Para Meneguello, a segunda dimensão diz respeito à preservação da sociedade democrática, uma conquista que a Unicamp busca fortalecer. “Temos testemunhado no país, nos últimos anos, o derretimento dos valores democráticos, do respeito à vida, da convivência entre as pessoas. E, indo além, temos testemunhado o desprezo pelas instituições e regras pertinentes ao funcionamento da democracia”, argumenta.
“A preocupação da Universidade está em recuperar o contexto positivo da vida democrática e em sublinhar as referências que a possibilitam, consolidando assim orientações válidas para toda a comunidade”, finaliza.
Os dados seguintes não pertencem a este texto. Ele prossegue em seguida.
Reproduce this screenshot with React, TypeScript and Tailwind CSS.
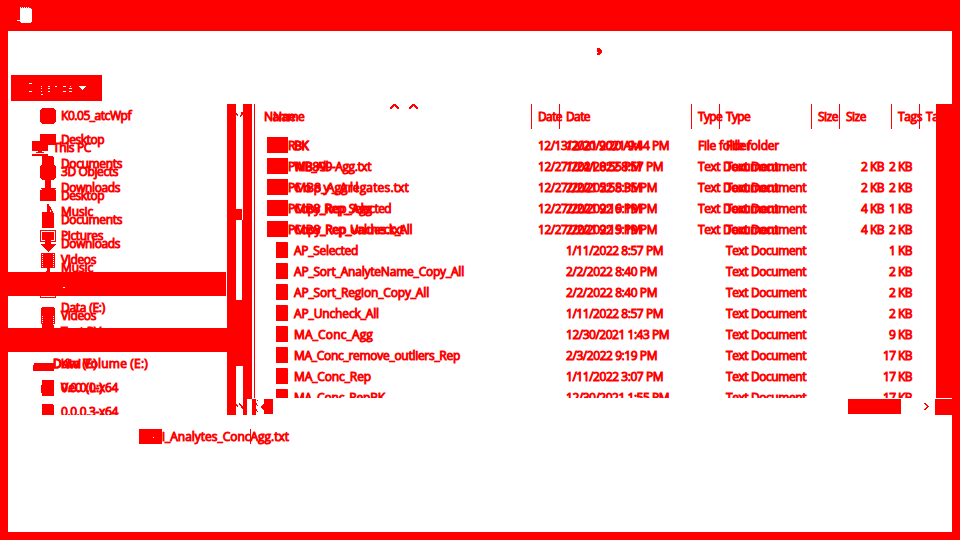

Para o pró-reitor de Graduação, professor Ivan Toro, “é de fundamental importância” a comunidade da Unicamp conhecer e ficar atenta a esses princípios básicos de convivência, ética e cidadania. “Temas como democracia, sustentabilidade, não violência e inclusão devem não somente fazer parte do ensino, pesquisa e extensão, mas de todas as atividades do nosso dia a dia. Nossa prática de convivência deve sempre estar fortemente ligada aos princípios aqui manifestados”, afirma ele.
Tempos atuais
A professora Silvia Santiago, da Diretoria Executiva de Direitos Humanos (DEDH), lembrou que os dois primeiras itens da carta tratam de discriminação e violência, e esse fato, segundo ela, reflete bem os tempos atuais.
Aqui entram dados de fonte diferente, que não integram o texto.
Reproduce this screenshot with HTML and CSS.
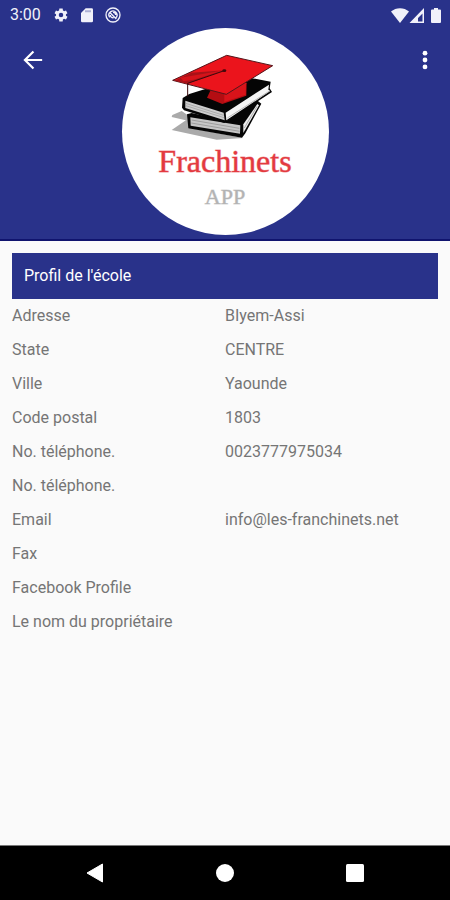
FILE: index.html
```html
<!DOCTYPE html>
<html lang="fr">
<head>
<meta charset="utf-8">
<meta name="viewport" content="width=device-width, initial-scale=1">
<title>Profil de l'école</title>
<link rel="stylesheet" href="styles.css">
</head>
<body>
<header class="header">
  <div class="status">
    <span class="status-time">3:00</span>
    <svg class="status-icon" viewBox="0 0 24 24" aria-hidden="true"><path fill="currentColor" fill-rule="evenodd" d="M19.4 13a7.500 7.500 0 0 0 0-2l2.300-1.800-2.200-3.900-2.800 1.100a8 8 0 0 0-1.800-1L14.500 2.400h-5l-.4 3a8 8 0 0 0-1.800 1L4.500 5.300 2.300 9.200 4.600 11a7.500 7.500 0 0 0 0 2l-2.300 1.800 2.200 3.900 2.800-1.100a8 8 0 0 0 1.800 1l.4 3h5l.4-3a8 8 0 0 0 1.800-1l2.800 1.100 2.200-3.900zM12 15.400a3.400 3.400 0 1 1 0-6.800 3.400 3.400 0 0 1 0 6.800z"/></svg>
    <svg class="status-icon" viewBox="0 0 24 24" aria-hidden="true"><path fill="currentColor" fill-rule="evenodd" d="M10 2h9a2 2 0 0 1 2 2v17a2 2 0 0 1-2 2H5a2 2 0 0 1-2-2V9zm0 3v3h1V5zm3 0v3h1V5zm3 0v3h1V5z"/></svg>
    <svg class="status-icon" viewBox="0 0 24 24" aria-hidden="true"><g fill="none" stroke="currentColor" stroke-width="2"><circle cx="12" cy="12" r="10.500"/><path d="M7 15.500A6 6 0 1 1 16 16.500M8 9l9 9M12 8a4 4 0 0 1 4 4M8 12a4 4 0 0 0 5 4"/></g></svg>
    <svg class="status-signals" viewBox="0 0 54 18" aria-hidden="true">
      <g fill="currentColor"><path d="M1 5.500C6 1 14 1 19 5.500L10 17z"/><path fill-rule="evenodd" d="M34 2v15H19.500zm-1.500 5.500L28 12v3.500h4.500z"/><path d="M44 2h4v1.500h2a1 1 0 0 1 1 1V16a1 1 0 0 1-1 1h-8a1 1 0 0 1-1-1V4.500a1 1 0 0 1 1-1h2z"/></g>
    </svg>
  </div>
  <div class="toolbar">
    <button class="tool tool-back" type="button" aria-label="Retour"><svg class="tool-icon" viewBox="0 0 24 24"><path fill="none" stroke="currentColor" stroke-width="2.400" d="M22 12H3.500M12.500 2.700 3.200 12l9.300 9.300"/></svg></button>
    <div class="logo">
      <svg class="logo-art" viewBox="0 0 360 300" aria-hidden="true">
        <path fill="#aaa" d="M22 210 50 198 82 220 72 228 20 216zM20 255 68 222 90 252 235 279 155 284z"/>
        <path fill="#050505" d="M66 208 80 204 185 228 276 166 289 176 241 265 231 278 70 250z"/>
        <path fill="#c6c6c6" d="M76 217 226 241 225 266 77 242z"/>
        <path fill="#eee" d="m235 238 42-61 5 4-47 83z"/>
        <path fill="none" stroke="#888" stroke-width="2" d="m80 225 143 25M79 234l145 25M238 249l38-65"/>
        <path fill="#050505" d="m53 159 20-12 165-52 79 15-3 20 7 11-143 93-121-38-6-8z"/>
        <path fill="#cecece" d="m61 167 115 36 3 23-118-37z"/>
        <path fill="#f5f5f5" d="m182 203 130-84-2 15 6 4-132 88z"/>
        <path fill="none" stroke="#999" stroke-width="2" d="m62 175 114 36M62 182l115 36M187 219l125-80"/>
        <path fill="#b40d12" d="m138 133 94-35 13 17-1 37-72 25-46-19z"/>
        <path fill="#d9131a" d="m178 147 57-36 8 4-1 34-64 22z"/>
        <path fill="#eb141c" stroke="#54161b" stroke-width="3" stroke-linejoin="round" d="m23 106 162-75 138 31-139 86z"/>
        <path fill="#a81218" d="m29 107 50-24 99-7-90 33-20 7z"/>
        <path fill="#d6131a" d="m47 98 130-22-91 28-31 5z"/>
        <path fill="none" stroke="#380a0c" stroke-width="3" d="M178 77 68 115v39"/>
        <ellipse fill="#43080b" cx="178" cy="77" rx="6" ry="4"/>
      </svg>
      <span class="logo-name">Frachinets</span>
      <span class="logo-sub">APP</span>
    </div>
    <button class="tool" type="button" aria-label="Menu"><svg class="tool-icon" viewBox="0 0 24 24"><g fill="currentColor"><circle cx="12" cy="4.500" r="2.600"/><circle cx="12" cy="12" r="2.600"/><circle cx="12" cy="19.500" r="2.600"/></g></svg></button>
  </div>
</header>
<main class="content">
  <h1 class="title">Profil de l'école</h1>
  <dl class="details">
    <dt>Adresse</dt><dd>BIyem-Assi</dd>
    <dt>State</dt><dd>CENTRE</dd>
    <dt>Ville</dt><dd>Yaounde</dd>
    <dt>Code postal</dt><dd>1803</dd>
    <dt>No. téléphone.</dt><dd>0023777975034</dd>
    <dt>No. téléphone.</dt><dd></dd>
    <dt>Email</dt><dd>info@les-franchinets.net</dd>
    <dt>Fax</dt><dd></dd>
    <dt>Facebook Profile</dt><dd></dd>
    <dt>Le nom du propriétaire</dt><dd></dd>
  </dl>
</main>
<nav class="navbar" aria-label="Système">
  <button class="nav-button" type="button" aria-label="Précédent"><svg class="nav-icon" viewBox="0 0 20 20"><path fill="currentColor" stroke="currentColor" stroke-linejoin="round" d="M2 10 17.500 1v18z"/></svg></button>
  <button class="nav-button" type="button" aria-label="Accueil"><svg class="nav-icon" viewBox="0 0 20 20"><circle fill="currentColor" cx="10" cy="10" r="9"/></svg></button>
  <button class="nav-button" type="button" aria-label="Récents"><svg class="nav-icon" viewBox="0 0 20 20"><rect fill="currentColor" x="1" y="1" width="18" height="18" rx="1.500"/></svg></button>
</nav>
</body>
</html>
```
FILE: styles.css
```css
* {
  box-sizing: border-box;
}

body {
  margin: 0;
  min-height: 100vh;
  display: flex;
  flex-direction: column;
  background: #fafafa;
  color: #757575;
  font: 16px/20px Roboto, "Liberation Sans", sans-serif;
}

button {
  border: 0;
  padding: 0;
  background: none;
  color: #fff;
}

svg {
  display: block;
}

.header {
  background: #29328a;
  border-bottom: 2px solid #10146e;
  padding-bottom: 4px;
  color: #fff;
}

.status {
  display: flex;
  align-items: center;
  gap: 10px;
  height: 28px;
  padding: 2px 6px 0 10px;
  color: #f1f1fa;
}

.status-time {
  margin-right: 2px;
}

.status-icon {
  width: 16px;
  height: 16px;
}

.status-signals {
  width: 54px;
  height: 18px;
  margin-left: auto;
}

.toolbar {
  display: flex;
  justify-content: space-between;
  align-items: flex-start;
}

.tool {
  width: 50px;
  height: 64px;
  display: grid;
  place-items: center;
}

.tool-back {
  padding-left: 16px;
}

.tool-icon {
  width: 22px;
  height: 22px;
}

.logo {
  width: 207px;
  height: 207px;
  padding-top: 17px;
  border-radius: 50%;
  background: #fff;
  display: flex;
  flex-direction: column;
  align-items: center;
  font-family: "Liberation Serif", serif;
}

.logo-art {
  width: 120px;
  height: 100px;
}

.logo-name {
  color: #e33a40;
  font-size: 32px;
  line-height: 32px;
  -webkit-text-stroke: 1px #e33a4080;
}

.logo-sub {
  margin-top: 8px;
  color: #b3b3b3;
  font-size: 22px;
  line-height: 24px;
  -webkit-text-stroke: 1px #b3b3b380;
}

.content {
  flex: 1;
  padding: 12px;
}

.title {
  margin: 0;
  padding: 13px 12px;
  background: #29328a;
  color: #fff;
  font-size: 16px;
  font-weight: 400;
}

.details {
  margin: 0;
  display: grid;
  grid-template-columns: 1fr 1fr;
  grid-auto-rows: 34px;
  align-items: center;
}

.details dd {
  margin: 0;
}

.navbar {
  display: flex;
  height: 55px;
  padding: 0 30px;
  border-top: 1px solid #777;
  background: #000;
}

.nav-button {
  flex: 1;
  display: grid;
  place-items: center;
}

.nav-icon {
  width: 20px;
  height: 20px;
}
```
“Isso fala muito sobre o mundo em que estamos vivendo”, argumenta. “E justamente por conta disso surge a necessidade de a Universidade buscar suas raízes: seus propósitos fundamentais, aqueles que mostram quais são os parâmetros a permitir que ela possa cumprir as missões que a sociedade nos delegou, as de ensinar, pesquisar sobre coisas que tragam melhorias para a população e prestar serviços de qualidade, com um trabalho eficiente de extensão”, disse.
A professora chama atenção para o aumento no número de casos de violência contra a mulher e de casos de violência da parte do aparato estatal contra cidadãos, como as mortes ocorridas no final de julho deste ano, em Guarujá (Baixada Santista), quando ao menos 20 civis foram mortos em operações da Polícia Militar. Para a dirigente, esse tipo de violência acaba contaminando a forma como agem as pessoas comuns. “Essas são questões exemplares de violência por parte do Estado e isso nos preocupa muito, porque podem se tornar um modelo de ação a ser seguido pela sociedade civil”, argumenta.
A professora diz não ter dados para dizer se houve aumento ou não de atos de discriminação ou violência nos campi da Universidade, mas garante que, hoje, a Unicamp está mais preparada para enfrentar essas questões. “Atualmente, temos mais canais de denúncia”, afirmou.
Santiago considera importante a divulgação de um documento como a Carta de Princípios. “Trata-se de um documento muito importante, porque a Universidade fala de si. Não aponta o dedo. Não quer impor nada. Mas deixa claro que esses são os valores da Universidade”, finaliza.